Pages as source code

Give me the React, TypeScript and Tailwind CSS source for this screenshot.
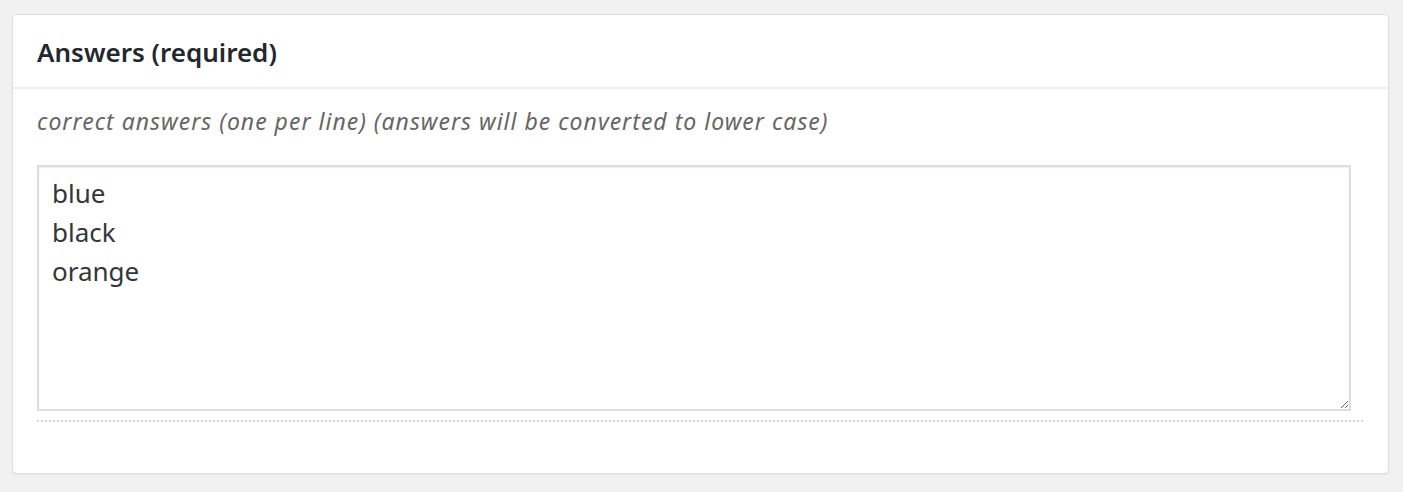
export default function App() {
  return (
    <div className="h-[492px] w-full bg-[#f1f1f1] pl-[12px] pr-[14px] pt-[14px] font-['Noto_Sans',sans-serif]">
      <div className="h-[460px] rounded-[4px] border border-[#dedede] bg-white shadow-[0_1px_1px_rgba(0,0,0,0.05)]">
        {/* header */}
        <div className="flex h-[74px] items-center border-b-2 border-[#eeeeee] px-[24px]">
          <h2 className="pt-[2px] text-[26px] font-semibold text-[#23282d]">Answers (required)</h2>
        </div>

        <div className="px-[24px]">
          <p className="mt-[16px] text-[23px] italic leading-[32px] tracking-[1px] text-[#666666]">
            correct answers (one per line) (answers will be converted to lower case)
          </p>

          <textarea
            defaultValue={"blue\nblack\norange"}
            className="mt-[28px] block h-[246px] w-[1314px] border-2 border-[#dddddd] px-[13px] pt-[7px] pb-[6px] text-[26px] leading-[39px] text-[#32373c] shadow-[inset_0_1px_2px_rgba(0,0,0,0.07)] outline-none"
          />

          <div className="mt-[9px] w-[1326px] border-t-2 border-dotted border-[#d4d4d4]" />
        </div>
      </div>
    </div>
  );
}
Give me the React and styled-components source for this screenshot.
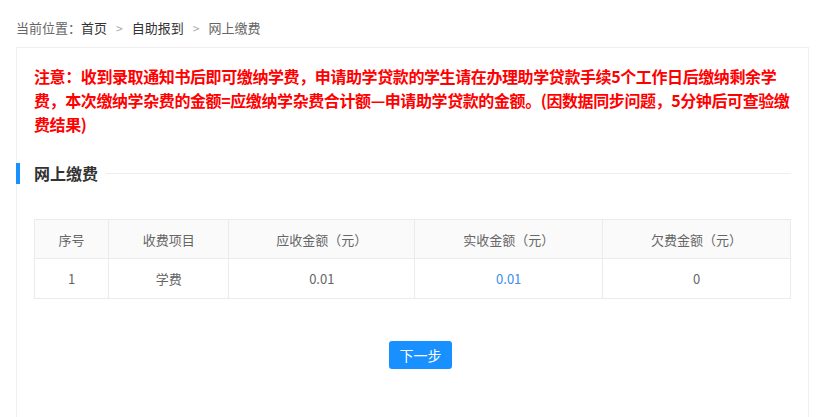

→ JOB
Using the records above, retype everything exactly except the pictures.

→ COMPLETE OUTPUT
Give me the React, TypeScript and Tailwind CSS source for this screenshot.
export default function App() {
  return (
    <div className="h-[492px] w-full bg-[#f1f1f1] pl-[12px] pr-[14px] pt-[14px] font-['Noto_Sans',sans-serif]">
      <div className="h-[460px] rounded-[4px] border border-[#dedede] bg-white shadow-[0_1px_1px_rgba(0,0,0,0.05)]">
        {/* header */}
        <div className="flex h-[74px] items-center border-b-2 border-[#eeeeee] px-[24px]">
          <h2 className="pt-[2px] text-[26px] font-semibold text-[#23282d]">Answers (required)</h2>
        </div>

        <div className="px-[24px]">
          <p className="mt-[16px] text-[23px] italic leading-[32px] tracking-[1px] text-[#666666]">
            correct answers (one per line) (answers will be converted to lower case)
          </p>

          <textarea
            defaultValue={"blue\nblack\norange"}
            className="mt-[28px] block h-[246px] w-[1314px] border-2 border-[#dddddd] px-[13px] pt-[7px] pb-[6px] text-[26px] leading-[39px] text-[#32373c] shadow-[inset_0_1px_2px_rgba(0,0,0,0.07)] outline-none"
          />

          <div className="mt-[9px] w-[1326px] border-t-2 border-dotted border-[#d4d4d4]" />
        </div>
      </div>
    </div>
  );
}
Give me the React and styled-components source for this screenshot.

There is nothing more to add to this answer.